Per me è invece è fondamentale, pur attraverso tutte le mediazioni, i viottoli, i passaggi tra forme e collisioni fra testi, mettermi a parlare con l’autore. Non è che io pretenda di essere sullo stesso piano di Alessandro Manzoni: che i pochi lettori di questo mio scritto non mi attribuiscano, per favore, un simile pensiero. Manzoni è quel grande autore che amo contro tutte le monumentalizzazioni che ne sono state fatte, è oltre tutto un autore canonico e il canone, pur essendosi formato per sedimenti, quindi per via empirica e non metafisica, è necessario: forse non sempre giusto, ma passerella non per personaggi che si esibiscono, ma per persone che rischiano di affogare nel mare magnum delle scritture. Il canone richiama, a mio parere, non i fasti letterari di quelli che ci sono entrati, ma la limitatezza umana. Ma Manzoni mi dice anche attraverso le scelte stilistiche, linguistiche, i riferimenti ad altri scrittori ecc., qualcosa di me stessa, della mia esperienza, su cui posso discutere. Un’attitudine ermeneutica che non si arresti al testo, ma vada a sollecitare il senso della vita dell’autore, e persino le sue intenzioni, è la sola permessa nel rapporto interpersonale: uno che dà i suoi scritti ad altri legittima con questo atto tutti gli arzigogoli sulla sua visione del mondo, delle donne, degli uomini, del sesso, del sogno, dei figli, della guerra, della pace, dell’inconscio, della coscienza, della natura, degli alberi, delle case e delle cimase. Per me è questa la ragione per cui vale la pena leggere: leggere non è né un merito né una cosa necessaria. Certe volte le persone che non leggono niente sono incantevoli e acute, assai più di certi lettori divoratori. Non c’è bisogno di chiudere Manzoni nel recinto dei santi e delle forme, non ne ha proprio bisogno, per essere interpretato, capito, per essere interrogato da chi lo legge a distanza di più di un secolo e mezzo.

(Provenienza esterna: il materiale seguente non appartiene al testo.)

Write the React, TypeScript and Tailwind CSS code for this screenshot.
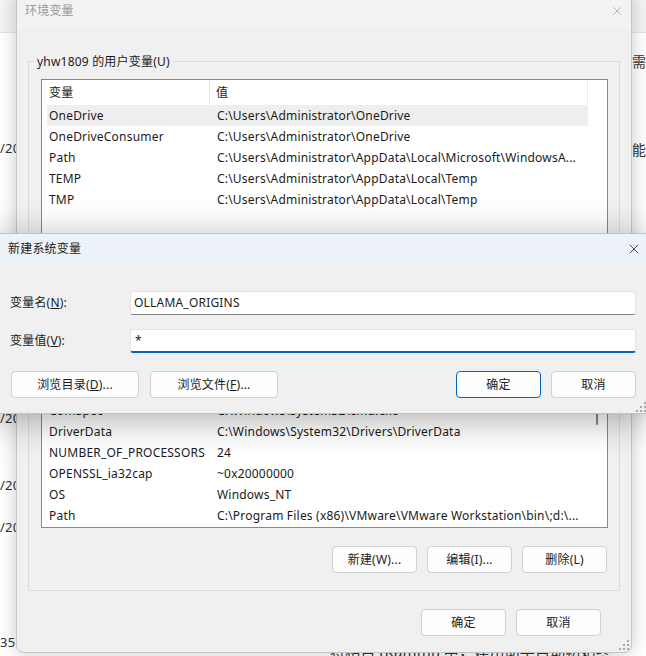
import { X } from "lucide-react";

type Row = { name: string; value: string };

const userVars: Row[] = [
  { name: "OneDrive", value: "C:\\Users\\Administrator\\OneDrive" },
  { name: "OneDriveConsumer", value: "C:\\Users\\Administrator\\OneDrive" },
  { name: "Path", value: "C:\\Users\\Administrator\\AppData\\Local\\Microsoft\\WindowsA..." },
  { name: "TEMP", value: "C:\\Users\\Administrator\\AppData\\Local\\Temp" },
  { name: "TMP", value: "C:\\Users\\Administrator\\AppData\\Local\\Temp" },
];

const systemVars: Row[] = [
  { name: "ChocolateyInstall", value: "C:\\ProgramData\\chocolatey" },
  { name: "ComSpec", value: "C:\\Windows\\system32\\cmd.exe" },
  { name: "DriverData", value: "C:\\Windows\\System32\\Drivers\\DriverData" },
  { name: "NUMBER_OF_PROCESSORS", value: "24" },
  { name: "OPENSSL_ia32cap", value: "~0x20000000" },
  { name: "OS", value: "Windows_NT" },
  { name: "Path", value: "C:\\Program Files (x86)\\VMware\\VMware Workstation\\bin\\;d:\\..." },
];

const Grip = () => (
  <svg width="10" height="10" viewBox="0 0 10 10" className="fill-[#a8a8a8]">
    <rect x="8" y="0" width="2" height="2" />
    <rect x="4" y="4" width="2" height="2" />
    <rect x="8" y="4" width="2" height="2" />
    <rect x="0" y="8" width="2" height="2" />
    <rect x="4" y="8" width="2" height="2" />
    <rect x="8" y="8" width="2" height="2" />
  </svg>
);

const Btn = ({ label, primary = false, wide = false }: { label: React.ReactNode; primary?: boolean; wide?: boolean }) => (
  <div
    className={`flex h-[27px] items-center justify-center rounded-[4px] border bg-[#fdfdfd] ${
      wide ? "w-[128px]" : "w-[85px]"
    } ${primary ? "border-[#0067c0]" : "border-[#d0d0d0]"}`}
  >
    {label}
  </div>
);

const VarList = ({
  rows,
  height,
  selected,
  fromBottom = false,
  thumb = false,
}: {
  rows: Row[];
  height: string;
  selected?: number;
  fromBottom?: boolean;
  thumb?: boolean;
}) => (
  <div className={`flex border border-[#828790] bg-white ${height}`}>
    <div className="flex w-[546px] flex-col">
      {/* header */}
      <div className="grid h-[25px] shrink-0 grid-cols-[168px_1fr] border-r border-[#ececec]">
        <div className="flex items-center border-r border-[#e5e5e5] pl-[7px]">变量</div>
        <div className="flex items-center pl-[6px]">值</div>
      </div>
      <div className={`flex flex-1 flex-col overflow-hidden ${fromBottom ? "justify-end pb-[1px]" : ""}`}>
        {rows.map((r, i) => (
          <div
            key={r.name + i}
            className={`ml-[5px] grid h-[21px] shrink-0 grid-cols-[163px_1fr] leading-[21px] ${
              selected === i ? "bg-[#eeeeee]" : ""
            }`}
          >
            <div className="overflow-hidden whitespace-nowrap pl-[2px]">{r.name}</div>
            <div className="overflow-hidden whitespace-nowrap pl-[7px]">{r.value}</div>
          </div>
        ))}
      </div>
    </div>
    <div className="w-[19px]">
      {thumb && <div className="ml-[8px] mt-[37px] h-[95px] w-[2px] rounded-full bg-[#8a8a8a]" />}
    </div>
  </div>
);

export default function App() {
  return (
    <div className="relative h-[656px] w-[646px] overflow-hidden bg-white font-['Noto_Sans','Noto_Sans_CJK_SC',sans-serif] text-[12px] tracking-[0.2px] text-[#1b1b1b]">
      {/* background page */}
      <div className="absolute left-0 top-0 h-[33px] w-full border-b border-[#e2e2e2] bg-[#f4f4f4]" />
      <span className="absolute left-0 top-[139px] text-[13px] text-[#333]">/20</span>
      <span className="absolute left-0 top-[409px] text-[13px] text-[#333]">/20</span>
      <span className="absolute left-0 top-[476px] text-[13px] text-[#333]">/20</span>
      <span className="absolute left-0 top-[518px] text-[13px] text-[#333]">/20</span>
      <span className="absolute left-0 top-[633px] text-[13px] text-[#333]">35</span>
      <span className="absolute left-[632px] top-[51px] whitespace-nowrap text-[14px] text-[#333]">需要</span>
      <span className="absolute left-[632px] top-[139px] whitespace-nowrap text-[14px] text-[#333]">能够</span>
      <span className="absolute left-[330px] top-[640px] whitespace-nowrap text-[15px] text-[#333]">
        将相目 (Rammi) 中，建川助手自动初始终
      </span>

      {/* 环境变量 */}
      <div className="absolute left-[16px] top-[-6px] flex h-[659px] w-[616px] flex-col rounded-b-[8px] border border-[#c6c6c6] bg-[#f0f0f0] shadow-[0_0_18px_rgba(0,0,0,0.22)]">
        <div className="flex h-[31px] shrink-0 items-center justify-between bg-[#f3f3f3] pl-[8px] pr-[7px] text-[#9a9a9a]">
          <span>环境变量</span>
          <X size={14} strokeWidth={1} className="text-[#8a8a8a]" />
        </div>
        <div className="flex flex-1 flex-col px-[11px] pt-[35px]">
          <div className="relative border border-[#dcdcdc] pb-[12px] pl-[12px] pr-[11px] pt-[17px]">
            <span className="absolute left-[5px] top-0 -translate-y-1/2 bg-[#f0f0f0] px-[3px] leading-[16px]">
              yhw1809 的用户变量(U)
            </span>
            <VarList rows={userVars} height="h-[162px]" selected={0} />
          </div>
          <div className="relative mt-[20px] border border-[#dcdcdc] pb-[17px] pl-[12px] pr-[11px] pt-[17px]">
            <span className="absolute left-[5px] top-0 -translate-y-1/2 bg-[#f0f0f0] px-[3px] leading-[16px]">
              系统变量(S)
            </span>
            <VarList rows={systemVars} height="h-[236px]" fromBottom thumb />
            <div className="mt-[18px] flex justify-end gap-[10px] pr-[1px]">
              <Btn label="新建(W)..." />
              <Btn label="编辑(I)..." />
              <Btn label="删除(L)" />
            </div>
          </div>
          <div className="mt-[18px] flex justify-end gap-[10px] pr-[19px]">
            <Btn label="确定" />
            <Btn label="取消" />
          </div>
        </div>
        <div className="absolute bottom-[2px] right-[2px]">
          <Grip />
        </div>
      </div>

      {/* 新建系统变量 */}
      <div className="absolute left-[-8px] top-[233px] w-[656px] border border-[#c2c2c2] bg-[#f0f0f0] shadow-[0_6px_34px_rgba(0,0,0,0.32)]">
        <div className="flex h-[30px] items-center justify-between bg-[#edf2f9] pl-[15px] pr-[5px]">
          <span>新建系统变量</span>
          <X size={16} strokeWidth={1.1} className="text-[#111]" />
        </div>
        <div className="flex flex-col pb-[15px]">
          <div className="mt-[27px] flex items-center pl-[17px] pr-[11px]">
            <span className="w-[120px]">
              变量名(<span className="underline">N</span>):
            </span>
            <div className="flex h-[24px] flex-1 items-center rounded-[3px] border border-[#e3e3e3] border-b-[#868686] bg-white pl-[3px]">
              OLLAMA_ORIGINS
            </div>
          </div>
          <div className="mt-[14px] flex items-center pl-[17px] pr-[11px]">
            <span className="w-[120px]">
              变量值(<span className="underline">V</span>):
            </span>
            <div className="flex h-[24px] flex-1 items-center rounded-[3px] border border-[#e3e3e3] border-b-2 border-b-[#0067c0] bg-white pl-[4px]">
              *
            </div>
          </div>
          <div className="mt-[18px] flex items-center pl-[18px] pr-[11px]">
            <div className="flex gap-[11px]">
              <Btn wide label={<span>浏览目录(<span className="underline">D</span>)...</span>} />
              <Btn wide label={<span>浏览文件(<span className="underline">F</span>)...</span>} />
            </div>
            <div className="ml-auto flex gap-[10px]">
              <Btn primary label="确定" />
              <Btn label="取消" />
            </div>
          </div>
        </div>
        <div className="absolute bottom-[1px] right-[1px]">
          <Grip />
        </div>
      </div>
    </div>
  );
}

Quello che sto dicendo non è affatto originale. In una parte del mondo accademico, per i più avveduti (penso a Giulio Ferroni, anche a Romano Luperini, penso a Rolando Damiani… forse sono rimasta indietro, ho lasciato scuola e Italia ormai da anni, ce ne saranno altri che mi sfuggono o non conosco affatto) queste considerazioni sono forse scontate. I libri di questi studiosi circolano da tempo nelle scuole, ma non so quanto molti insegnanti siano consapevoli della proposta epistemologica di cui sono portatori. A molti queste sembreranno elucubrazioni di una vecchia professoressa… e forse lo sono davvero elucubrazioni di un tramonto non sempre colorato. Però penso che i giovani di oggi, qualunque cosa facciano, non debbano dimenticare quello che hanno dato o tolto o nascosto o distorto gli anni di scuola: se no, si affetta tutto, si vivono pezzi isolati di vita, si gettano via troppi scarti.

E arrivano le gelmini.
E veniamo allora al giudizio di valore: è inevitabile alla fine darlo. Per ragioni pratiche, perché si deve scegliere, per esempio, chi e che cosa pubblicare. Però non dovrebbe il giudizio di valore avere lo spazio che certe volte ha: dovrebbe essere formulato con la consapevolezza che è un male necessario, legato alla finitezza umana. Specialmente dal versante editoriale, non si possono incontrare ermeneuticamente (nel senso che ho dato sopra a questa parola) tutti quelli che inviano i loro scritti. E comunque questo giudizio dovrebbe fondarsi sempre sulla consapevolezza del fatto che il valore è stabilito in gran parte dalla collisione fra esseri umani e sentimenti di vita: se io sento che quello che ha scritto tizio provoca in me emozioni e fa germogliare pensieri, il giudizio di valore sarà positivo. Certo, non prescinderò – lo ripeto un’ennesima volta – dalle scelte formali che leggo nello scritto di tizio, ma alla fine quello che deciderà sarà il confronto fra i due mondi di pensieri, di sentimenti e di convinzioni di cui siamo portatori. Non esito a dire che se fossi stata redattrice in una casa editrice e mi fosse capitato il manoscritto de Il piacere o quello de Le novelle della Pescara, tremende, di D’Annunzio, avrei espresso serie riserve per la pubblicazione. Faziosa? Sì.